27. The method according to claim 16, wherein the neural network includes a convolutional network having an input layer, an output layer, and a plurality of convolutional layers.
28. A method for detecting an object via a neural network to which training data were previously fed according to the method recited in claim 16, comprising:
transmitting, by a radar sensor, a radar signal, and receiving, by the radar sensor, a radar signal reflected by the object;
mixing the transmitted radar signal and the received radar signal to form a mixed signal;
calculating a mixed spectrum of the mixed signal;
feeding input data including the mixed spectrum to the neural network;
processing the input data in the neural network;
detecting the object and a position of the object by the neural network; and
outputting an object class of the detected object and the detected position of the object by the neural network as output data.
29. The method according to claim 28, wherein the neural network includes a convolutional network having an input layer, an output layer, and a plurality of convolutional layers, a convolution operation being respectively performed from one layer to the next.
30. The method according to claim 28, wherein the calculated mixed spectrum includes a distance and an azimuth angle of a radar measurement, first input data including the distance of the radar measurement are fed to the neural network, and second input data including the azimuth angle of the radar measurement are fed to the neural network.

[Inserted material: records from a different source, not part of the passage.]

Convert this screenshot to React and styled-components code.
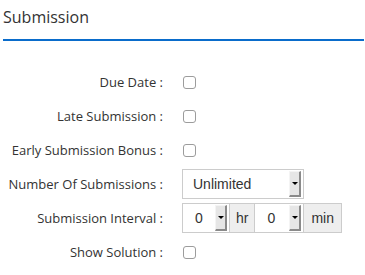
import React from "react";
import styled, { createGlobalStyle } from "styled-components";

const Global = createGlobalStyle`
  html, body { margin: 0; padding: 0; background: #fff; }
  body { font-family: "Open Sans", sans-serif; color: #333; }
`;

const Page = styled.div`
  padding: 0 1px 0 3px;
`;

const Header = styled.h3`
  margin: 0;
  padding-top: 6px;
  height: 41px;
  box-sizing: border-box;
  font-family: "Open Sans", sans-serif;
  font-weight: 400;
  font-size: 16px;
  line-height: 22px;
  color: #333;
  border-bottom: 2px solid #0a6ccb;
`;

const Form = styled.div`
  display: grid;
  grid-template-columns: 160px auto;
  column-gap: 19px;
  grid-auto-rows: 34px;
  align-items: center;
  padding-top: 24px;
`;

const Label = styled.div`
  text-align: right;
  font-size: 13px;
  color: #333;
  white-space: nowrap;
`;

const Check = styled.span`
  display: block;
  width: 11px;
  height: 11px;
  margin-left: 1px;
  border: 1px solid #9c9c9c;
  border-radius: 3px;
  background: #fff;
`;

const SelectBox = styled.div`
  display: flex;
  align-items: center;
  box-sizing: border-box;
  width: ${(p) => p.$w}px;
  height: 30px;
  border: 1px solid #ccc;
  background: #fff;
  padding: 1px 2px 1px 0;
  font-family: "Liberation Sans", Arial, sans-serif;
  font-size: 14px;
  color: #333;
`;

const SelText = styled.span`
  flex: 1;
  padding-left: ${(p) => p.$pl}px;
`;

const ArrowBtn = styled.span`
  display: flex;
  align-items: center;
  justify-content: center;
  box-sizing: border-box;
  width: 12px;
  height: 100%;
  background: #e6e6e6;
  border-top: 1px solid #f4f4f4;
  border-left: 1px solid #f4f4f4;
  border-right: 2px solid #8a8a8a;
  border-bottom: 2px solid #8a8a8a;
`;

const Tri = styled.span`
  width: 0;
  height: 0;
  border-left: 3px solid transparent;
  border-right: 3px solid transparent;
  border-top: 3px solid #000;
`;

const Group = styled.div`
  display: flex;
  height: 30px;
`;

const Addon = styled.span`
  display: flex;
  align-items: center;
  box-sizing: border-box;
  height: 30px;
  padding: 0 ${(p) => p.$px}px;
  background: #eee;
  border: 1px solid #ccc;
  border-left: none;
  font-family: "Liberation Sans", Arial, sans-serif;
  font-size: 14px;
  color: #333;
`;

const GroupSelect = styled(SelectBox)`
  border-left: ${(p) => (p.$first ? "1px solid #ccc" : "none")};
`;

function Select({ value, w, pl, first = true, as }) {
  const C = as || SelectBox;
  return (
    <C $w={w} $first={first}>
      <SelText $pl={pl}>{value}</SelText>
      <ArrowBtn>
        <Tri />
      </ArrowBtn>
    </C>
  );
}

export default function App() {
  return (
    <Page>
      <Global />
      <Header>Submission</Header>
      <Form>
        <Label>Due Date :</Label>
        <Check />
        <Label>Late Submission :</Label>
        <Check />
        <Label>Early Submission Bonus :</Label>
        <Check />
        <Label>Number Of Submissions :</Label>
        <Select value="Unlimited" w={122} pl={10} />
        <Label>Submission Interval :</Label>
        <Group>
          <Select as={GroupSelect} value="0" w={48} pl={12} first />
          <Addon $px={6}>hr</Addon>
          <Select as={GroupSelect} value="0" w={49} pl={12} first={false} />
          <Addon $px={7}>min</Addon>
        </Group>
        <Label>Show Solution :</Label>
        <Check />
      </Form>
    </Page>
  );
}
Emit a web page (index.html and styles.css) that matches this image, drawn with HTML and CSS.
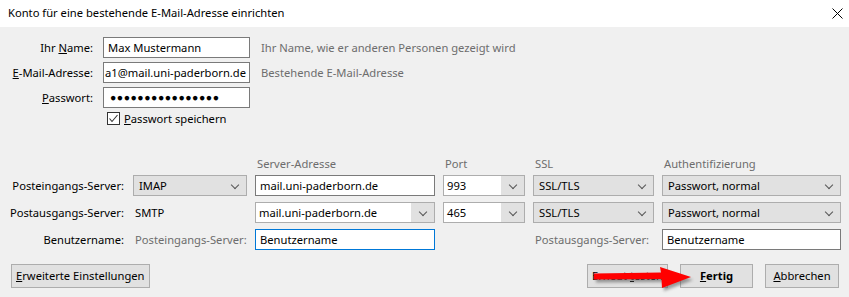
FILE: index.html
```html
<!DOCTYPE html>
<html lang="de">
<head>
    <meta charset="UTF-8">
    <title>Konto einrichten</title>
    <link rel="stylesheet" href="styles.css">
</head>
<body>
    <div class="dialog">
        <div class="titlebar">
            <span class="title">Konto für eine bestehende E-Mail-Adresse einrichten</span>
            <svg class="close" width="11" height="11" viewBox="0 0 11 11">
                <path d="M0.5 0.5 L10.5 10.5 M10.5 0.5 L0.5 10.5" stroke="#000" stroke-width="1" fill="none"/>
            </svg>
        </div>

        <div class="content">
            <div class="account">
                <label class="label">Ihr <u>N</u>ame:</label>
                <div class="field">Max Mustermann</div>
                <span class="hint">Ihr Name, wie er anderen Personen gezeigt wird</span>

                <label class="label"><u>E</u>-Mail-Adresse:</label>
                <div class="field scrolled">a1@mail.uni-paderborn.de</div>
                <span class="hint">Bestehende E-Mail-Adresse</span>

                <label class="label"><u>P</u>asswort:</label>
                <div class="field dots">&#9679;&#9679;&#9679;&#9679;&#9679;&#9679;&#9679;&#9679;&#9679;&#9679;&#9679;&#9679;&#9679;&#9679;&#9679;&#9679;</div>
                <span></span>
            </div>

            <div class="remember">
                <span class="checkbox">
                    <svg width="11" height="11" viewBox="0 0 11 11"><path d="M1.5 5.5 L4 8.5 L9.5 2" stroke="#333" stroke-width="1.1" fill="none"/></svg>
                </span>
                <span><u>P</u>asswort speichern</span>
            </div>

            <div class="server-head">
                <span></span>
                <span></span>
                <span class="col-title">Server-Adresse</span>
                <span class="col-title">Port</span>
                <span class="col-title">SSL</span>
                <span class="col-title">Authentifizierung</span>
            </div>

            <div class="servers">
                <span class="label">Posteingangs-Server:</span>
                <div class="select">IMAP<i class="chev"></i></div>
                <div class="field dark">mail.uni-paderborn.de</div>
                <div class="combo"><span class="combo-text">993</span><span class="combo-btn"><i class="chev"></i></span></div>
                <div class="select">SSL/TLS<i class="chev"></i></div>
                <div class="select">Passwort, normal<i class="chev"></i></div>

                <span class="label">Postausgangs-Server:</span>
                <span class="plain">SMTP</span>
                <div class="combo"><span class="combo-text">mail.uni-paderborn.de</span><span class="combo-btn"><i class="chev"></i></span></div>
                <div class="combo"><span class="combo-text">465</span><span class="combo-btn"><i class="chev"></i></span></div>
                <div class="select">SSL/TLS<i class="chev"></i></div>
                <div class="select">Passwort, normal<i class="chev"></i></div>

                <span class="label">Benutzername:</span>
                <span class="plain muted">Posteingangs-Server:</span>
                <div class="field focus">Benutzername</div>
                <span></span>
                <span class="plain muted">Postausgangs-Server:</span>
                <div class="field dark">Benutzername</div>
            </div>

            <div class="actions">
                <button class="btn"><u>E</u>rweiterte Einstellungen</button>
                <div class="right-buttons">
                    <button class="btn retest">Erneut <u>t</u>esten</button>
                    <button class="btn primary"><u>F</u>ertig</button>
                    <button class="btn abort"><u>A</u>bbrechen</button>
                    <svg class="arrow" width="110" height="38" viewBox="0 0 110 38">
                        <defs>
                            <filter id="shade" x="-10%" y="-30%" width="130%" height="180%">
                                <feGaussianBlur stdDeviation="1.6"/>
                            </filter>
                        </defs>
                        <path d="M3 13.5 L70 12.5 L69 7 L100 17 L71 28 L70.5 19 L3 19.5 Z" fill="#555" opacity="0.55" filter="url(#shade)" transform="translate(2 3)"/>
                        <path d="M3 13.5 L70 12.5 L69 7 L100 17 L71 28 L70.5 19 L3 19.5 Z" fill="#ff0000"/>
                    </svg>
                </div>
            </div>
        </div>
    </div>
</body>
</html>
```

FILE: styles.css
```css
* {
    box-sizing: border-box;
}
body {
    margin: 0;
    font-family: "Noto Sans", "Open Sans", sans-serif;
    font-size: 11.2px;
    color: #000;
    background: #f0f0f0;
}
.dialog {
    width: 849px;
    height: 297px;
    overflow: hidden;
}
.titlebar {
    height: 27px;
    background: #fff;
    display: flex;
    align-items: center;
    justify-content: space-between;
    padding: 0 6px 2px 8px;
}
.title {
    line-height: 16px;
}
.close {
    display: block;
    margin-top: 2px;
}
.content {
    padding-top: 10px;
}
.account {
    display: grid;
    grid-template-columns: 95px 147px auto;
    column-gap: 8px;
    row-gap: 4px;
    grid-auto-rows: 21px;
    align-items: center;
}
.label {
    text-align: right;
    white-space: nowrap;
}
.account .label {
    padding-right: 2px;
}
.hint {
    color: #6d6d6d;
    padding-left: 3px;
}
.field {
    height: 21px;
    background: #fff;
    border: 1px solid #7a7a7a;
    padding: 0 4px;
    line-height: 19px;
    white-space: nowrap;
    overflow: hidden;
}
.field.scrolled {
    text-align: right;
    padding: 0 3px 0 1px;
}
.dots {
    font-size: 10.5px;
    letter-spacing: 0.5px;
    padding-left: 6px;
}
.field.focus {
    border-color: #0078d7;
}
.remember {
    display: flex;
    align-items: center;
    gap: 4px;
    margin: 3px 0 0 107px;
    height: 14px;
}
.checkbox {
    width: 13px;
    height: 13px;
    border: 1px solid #333;
    background: #fff;
    display: flex;
    align-items: center;
    justify-content: center;
}
.checkbox svg {
    display: block;
}
.server-head,
.servers {
    display: grid;
    grid-template-columns: 125px 114px 180px 82px 121px 179px;
    column-gap: 8px;
}
.server-head {
    margin-top: 31px;
    height: 16px;
    line-height: 16px;
    margin-bottom: 3px;
}
.col-title {
    color: #6d6d6d;
    padding-left: 2px;
}
.servers {
    grid-auto-rows: 21px;
    row-gap: 6px;
    align-items: center;
}
.servers .label {
    padding-right: 1px;
}
.plain {
    padding-left: 2px;
    white-space: nowrap;
}
.muted {
    color: #6d6d6d;
}
.select {
    position: relative;
    height: 21px;
    background: #e1e1e1;
    border: 1px solid #adadad;
    line-height: 19px;
    padding-left: 5px;
    white-space: nowrap;
}
.chev {
    position: absolute;
    right: 8px;
    top: 6px;
    width: 6px;
    height: 6px;
    border-right: 1px solid #555;
    border-bottom: 1px solid #555;
    transform: rotate(45deg);
}
.combo {
    display: flex;
    height: 21px;
    border: 1px solid #adadad;
    background: #fff;
}
.combo-text {
    flex: 1;
    line-height: 19px;
    padding-left: 3px;
    white-space: nowrap;
    overflow: hidden;
}
.combo-btn {
    position: relative;
    width: 23px;
    background: #e1e1e1;
}
.combo-btn .chev {
    right: 8px;
}
.actions {
    display: flex;
    justify-content: space-between;
    margin-top: 14px;
    padding: 0 10px 0 11px;
}
.right-buttons {
    position: relative;
    display: flex;
    gap: 12px;
}
.btn {
    font-family: inherit;
    font-size: 11.2px;
    color: #000;
    height: 24px;
    background: #e1e1e1;
    border: 1px solid #adadad;
    padding: 0 4px;
    line-height: 22px;
    margin: 0;
    white-space: nowrap;
}
.retest {
    width: 81px;
}
.primary {
    width: 73px;
    font-weight: bold;
}
.abort {
    width: 74px;
}
.arrow {
    position: absolute;
    left: 4px;
    top: -4px;
}
```
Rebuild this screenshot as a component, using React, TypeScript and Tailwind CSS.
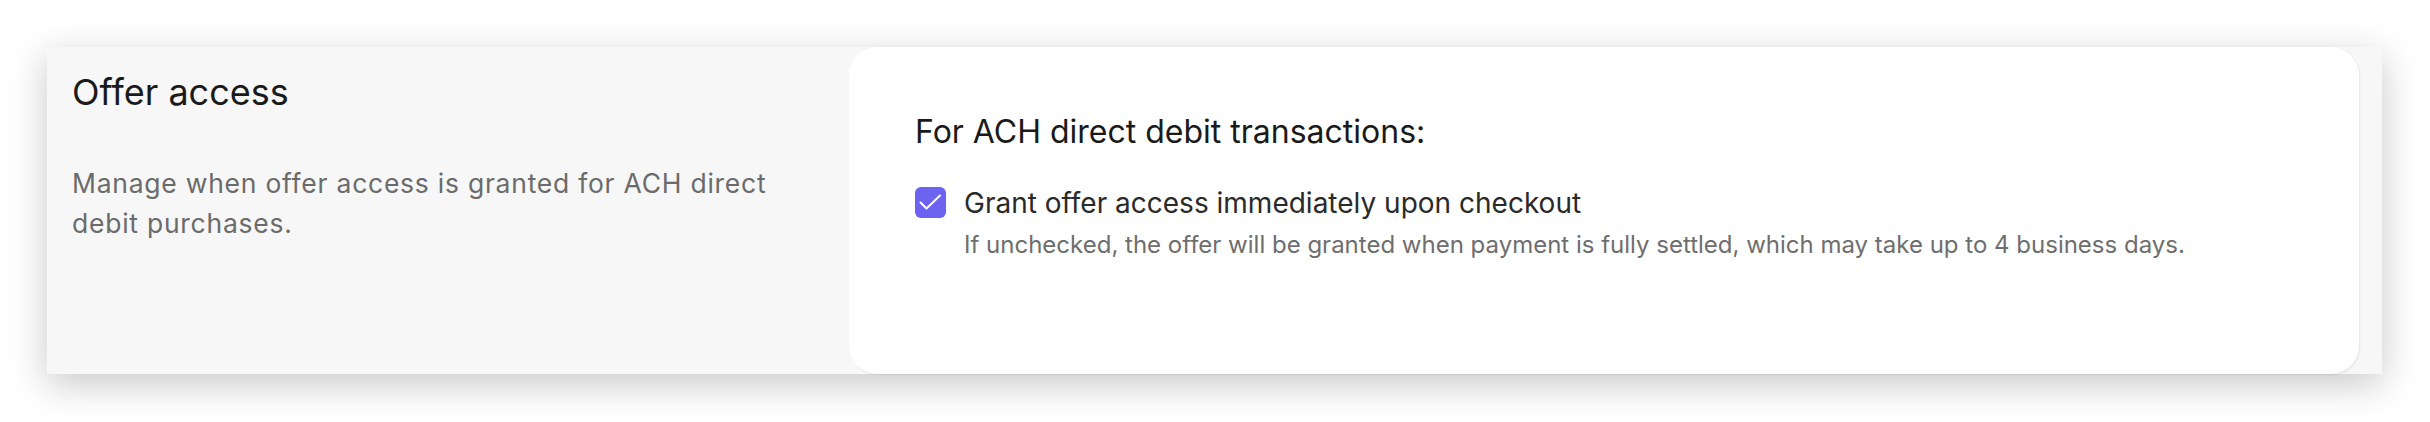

31. The method according to claim 28, wherein the calculated mixed spectrum includes a distance and a radial velocity of a radar measurement, third input data including the distance of the radar measurement are fed to the neural network, and fourth input data including the radial velocity of the radar measurement are fed to the neural network.
32. The method according to claim 31, wherein the calculated mixed spectrum includes a distance and a radial velocity of the radar measurement, third input data including the distance of the radar measurement are fed to the neural network, and fourth input data including the radial velocity of the radar measurement are fed to the neural network.